Just this morning, on WOR’s “The John Gambling Show”, Paterson talked at length about his research into the issue of immigration as part of the pardon process, and about how he often found that ICE officials were targeting people who were contributing to society, but were being deported for minor offenses that took place decades ago in many cases.
“We have serious problems out there and I was surprised at the amount of energy being spent on these people who aren’t committing crimes,” Paterson told Gambling.”
In the statement, Paterson says advocates for immigration reform brought the matter to his attention. They expressed concern that the old agreement focused too much on minor offenses, which discourages aliens from cooperating with police.

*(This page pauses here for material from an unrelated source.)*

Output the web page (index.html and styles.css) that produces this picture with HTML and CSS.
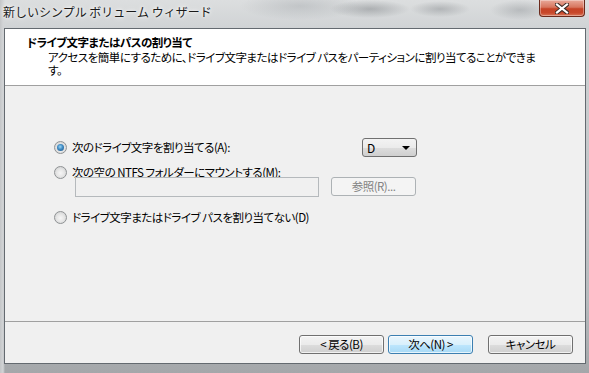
FILE: index.html
```html
<!DOCTYPE html>
<html lang="ja">
<head>
    <meta charset="UTF-8">
    <title>新しいシンプル ボリューム ウィザード</title>
    <link rel="stylesheet" href="styles.css">
</head>
<body>
<div class="window">
    <div class="titlebar">
        <div class="title">新しいシンプル ボリューム ウィザード</div>
        <div class="close">
            <svg width="14" height="11" viewBox="0 0 14 11">
                <path d="M2 1.5 L12 9.5 M12 1.5 L2 9.5" stroke="#3a2a25" stroke-width="4.2" stroke-linecap="square"/>
                <path d="M2 1.5 L12 9.5 M12 1.5 L2 9.5" stroke="#fff" stroke-width="2.2" stroke-linecap="square"/>
            </svg>
        </div>
    </div>
    <div class="client">
        <div class="header">
            <div class="head-title">ドライブ文字またはパスの割り当て</div>
            <div class="head-desc">アクセスを簡単にするために、ドライブ文字またはドライブ パスをパーティションに割り当てることができます。</div>
        </div>
        <div class="body">
            <div class="row row-first">
                <label class="option"><span class="radio checked"></span>次のドライブ文字を割り当てる(A):</label>
                <div class="combo"><span>D</span><span class="arrow"></span></div>
            </div>
            <div class="row row-second">
                <label class="option"><span class="radio"></span>次の空の NTFS フォルダーにマウントする(M):</label>
            </div>
            <div class="path-row">
                <div class="path-input"></div>
                <div class="btn disabled">参照(R)...</div>
            </div>
            <div class="row row-last">
                <label class="option"><span class="radio"></span>ドライブ文字またはドライブ パスを割り当てない(D)</label>
            </div>
        </div>
        <div class="footer">
            <div class="btn">&lt; 戻る(B)</div>
            <div class="btn default">次へ(N) &gt;</div>
            <div class="btn cancel">キャンセル</div>
        </div>
    </div>
</div>
</body>
</html>
```

FILE: styles.css
```css
*{
    margin: 0;
    padding: 0;
    box-sizing: border-box;
}
body{
    width: 589px;
    height: 373px;
    overflow: hidden;
    font-family: "Noto Sans CJK JP", "Noto Sans", sans-serif;
    font-size: 12px;
    color: #000;
}
.window{
    height: 373px;
    display: flex;
    flex-direction: column;
    background:
        linear-gradient(90deg, #c4c6c8 0, #d2d4d6 3px, transparent 5px),
        linear-gradient(180deg, #dcdedf 0, #d0d3d5 28px, #b8bbbe 300px, #a4a7aa 373px);
}
.titlebar{
    height: 28px;
    display: flex;
    justify-content: space-between;
    align-items: flex-start;
    background:
        radial-gradient(ellipse 40px 9px at 370px 9px, rgba(90,95,100,.35), transparent),
        radial-gradient(ellipse 30px 8px at 440px 9px, rgba(90,95,100,.3), transparent),
        radial-gradient(ellipse 60px 14px at 300px 6px, rgba(150,155,160,.35), transparent),
        radial-gradient(ellipse 30px 10px at 520px 10px, rgba(110,115,120,.3), transparent);
}
.title{
    padding: 4px 0 0 3px;
    line-height: 16px;
    font-size: 12px;
    color: #1a1a1a;
    text-shadow: 0 0 6px #fff, 0 0 3px #fff;
}
.close{
    width: 46px;
    height: 17px;
    margin-right: 4px;
    border: 1px solid #6b2a1c;
    border-top: none;
    border-radius: 0 0 4px 4px;
    background: linear-gradient(180deg, #e9a99a 0, #d7765f 45%, #c54327 55%, #c8482b 80%, #d9775a 100%);
    box-shadow: inset 0 0 0 1px rgba(255,255,255,.35);
    display: flex;
    align-items: center;
    justify-content: center;
}
.client{
    flex: 1;
    margin: 0 3px 9px 4px;
    border: 1px solid #646a70;
    background: #f0f0f0;
    display: flex;
    flex-direction: column;
    font-size: 11.5px;
    letter-spacing: -0.5px;
    font-feature-settings: "palt";
}
.header{
    height: 57px;
    background: #fff;
    border-bottom: 1px solid #a0a0a0;
    padding: 6px 0 0 22px;
}
.head-title{
    font-weight: bold;
    line-height: 15px;
}
.head-desc{
    margin-top: 1px;
    padding-left: 21px;
    width: 520px;
    line-height: 13px;
}
.body{
    flex: 1;
    padding: 52px 0 0 49px;
    border-bottom: 1px solid #a0a0a0;
}
.row{
    display: flex;
    align-items: center;
    height: 13px;
}
.row-first{
    display: grid;
    grid-template-columns: 308px 55px;
    height: 19px;
}
.row-second{
    margin-top: 9px;
}
.row-last{
    margin-top: 14px;
}
.option{
    display: flex;
    align-items: center;
    gap: 5px;
    line-height: 13px;
    white-space: nowrap;
}
.radio{
    width: 13px;
    height: 13px;
    border-radius: 50%;
    border: 1px solid #8f9294;
    background: radial-gradient(circle at 50% 55%, #f6f6f6 0, #e6e6e6 45%, #c9cbcc 100%);
    position: relative;
    flex: none;
}
.radio.checked::after{
    content: "";
    position: absolute;
    left: 2px;
    top: 2px;
    width: 7px;
    height: 7px;
    border-radius: 50%;
    background: radial-gradient(circle at 45% 40%, #9bd7f7 0, #3f8ac2 45%, #1b4e80 100%);
}
.combo{
    height: 19px;
    border: 1px solid #707070;
    border-radius: 3px;
    background: linear-gradient(180deg, #f3f3f3 0, #ebebeb 50%, #dddddd 51%, #cfcfcf 100%);
    display: flex;
    align-items: center;
    justify-content: space-between;
    padding: 0 6px 0 4px;
    line-height: 15px;
    font-size: 12px;
}
.arrow{
    width: 0;
    height: 0;
    border-left: 4px solid transparent;
    border-right: 4px solid transparent;
    border-top: 4px solid #000;
}
.path-row{
    display: flex;
    gap: 12px;
    margin-top: -2px;
    padding-left: 21px;
}
.path-input{
    width: 244px;
    height: 20px;
    border: 1px solid #b5b9bc;
    background: #f0f0f0;
}
.btn{
    width: 85px;
    height: 19px;
    border: 1px solid #707070;
    border-radius: 3px;
    background: linear-gradient(180deg, #f3f3f3 0, #ebebeb 50%, #dddddd 51%, #cfcfcf 100%);
    box-shadow: inset 0 0 0 1px rgba(255,255,255,.7);
    display: flex;
    align-items: center;
    justify-content: center;
    line-height: 15px;
    white-space: nowrap;
}
.btn.disabled{
    border-color: #adb2b5;
    background: #f4f4f4;
    box-shadow: none;
    color: #838383;
}
.btn.default{
    border-color: #3c7fb1;
    background: linear-gradient(180deg, #eaf6fd 0, #d9f0fc 50%, #bee6fd 51%, #a7d9f5 100%);
}
.footer{
    height: 41px;
    display: flex;
    justify-content: flex-end;
    align-items: flex-start;
    gap: 4px;
    padding: 13px 12px 0 0;
}
.btn.cancel{
    margin-left: 11px;
}
```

“While I am very concerned with protecting the civil rights of immigrants, I am equally cognizant of the fact that this State is a prime target for terrorism,” Governor Paterson said. “This new agreement balances the homeland security and civil liberties issues that have surrounded the Secure Communities initiative.”
“I continue to believe it is appropriate and important for New York State to share information with the Federal government that could protect us from terrorist attacks. However, advocates have raised valid concerns, which is why I instructed my staff to renegotiate the agreement with the Federal government.”
Paterson signed the agreement earlier this week, on December 28th.